La Libia non è solo immigrazione: c’è una guerra e l’Italia ha capacità e forza politica per aiutare a stabilizzare il paese. Per questo dai libici viene richiesto un maggiore interessamento, non solo legato al controllo dei rubinetti migratori, ma anche nel fermare le armi che hanno prodotto morti, feriti e sfollati interni. Vicendevolezza nell’affrontare interessi e priorità.
Da Tripoli le richieste di modificare il memorandum d’intesa sulla gestione dell’immigrazione avanzate dall’Italia vengono prese con buona (sebbene accorta) apertura. Disponibilità del governo libico a lavorare su tutto, in attesa che Roma avanzi le proprie necessità, per ora solo anticipate ai giornali e non definite nero su bianco. Il rispetto dei diritti umani nei centri di accoglienza dei migranti irregolari è l’argomento sul tavolo della commissione congiunta invocata dagli italiani.
Nota dimostratesi dolente da quando, nel 2017, l’intesa è entrata in funzione. I profughi fermati in Libia prima di prendere il mare per l’Italia sono bloccati in quelle che vengono chiamate letteralmente “prigioni”, trattati a volte in modo disumano, e per questo l’Italia ha invitato la controparte a lavorare per rivedere i metodi di applicazione del trattato (entrato in rinnovo automatico dal 2 novembre).

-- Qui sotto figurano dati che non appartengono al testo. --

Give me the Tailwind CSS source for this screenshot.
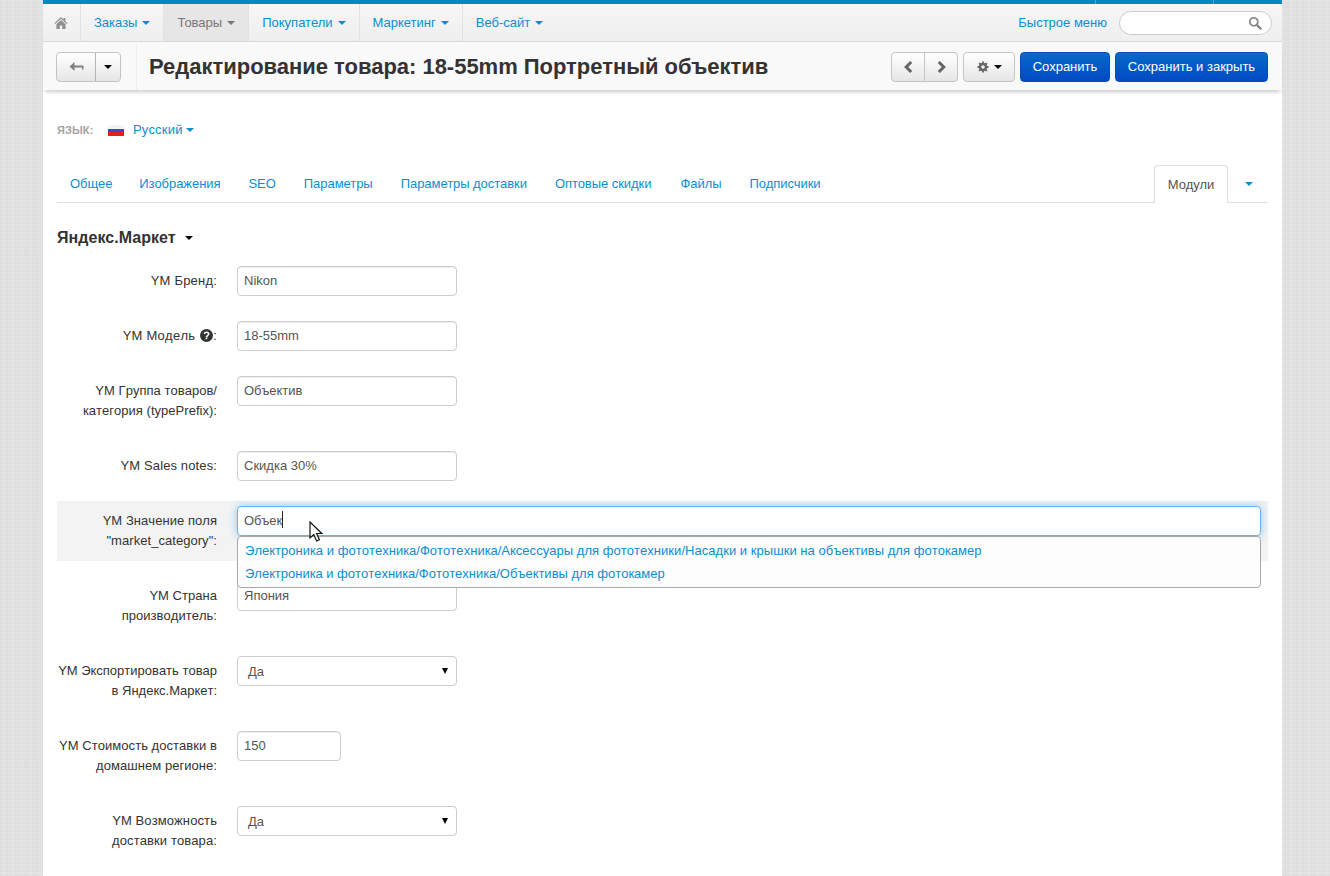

Fonti libiche dal Governo di accordo nazionale, il Gna guidato da Fayez Serraj, fanno notare però che dall’Italia si aspetterebbero anche qualcosa in più. Ossia chiedono all’esecutivo Conte-2 di non essere cercati solo per parlare di immigrazione. “In Libia c’è la guerra, val la pena ricordarselo”, commentano. Tripoli è sotto attacco da sette mesi, ossia da quando il signore della guerra dell’Est, Khalifa Haftar, ha lanciato un’offensiva per conquistare la capitale, rovesciare il Gna sostenuto dalle Nazioni Unite e prendere il controllo dell’intero paese come nuovo rais.
Dalla Libia chiedono reciprocità. L’immigrazione in cambio di una posizione più netta dell’Italia contro Haftar, che invece viene ancora visto da Roma come un interlocutore potenziale nonostante nel suo assalto a Tripoli si sia macchiato di crimini di guerra contro i civili. Per dire, a luglio ha bombardato pure un centro migranti, e l’unico a condannarlo nettamente fu l’allora ministro dell’Interno, Matteo Salvini.
Roma sta procedendo con andamento incerto e poco attivo sul dossier centrale per la stabilizzazione del Paese — e dunque, tra l’altro, fondamentale anche per il tema migratorio. Ai libici non è particolarmente piaciuta la visita del ministro degli Esteri, Luigi Di Maio, in Marocco. Secondo chi ci segnala questo parziale scontento di Tripoli, il neo-capo della Farnesina per la sua prima uscita avrebbe potuto scegliere la Libia. O quanto meno includerla come scalo del viaggio nordafricano, visto l’importanza reciproca per i fascicoli (guerra e immigrazione) aperti tra i due Paesi.
È chiaro che il viaggio sia usato come simbolo. La richiesta sta nel ravvivare un’azione di carattere politico con cui affrontare la risoluzione di una guerra a pochi chilometri dalle coste italiane, su cui Roma ha perso via via iniziativa, forse interesse, e dunque terreno diplomatico.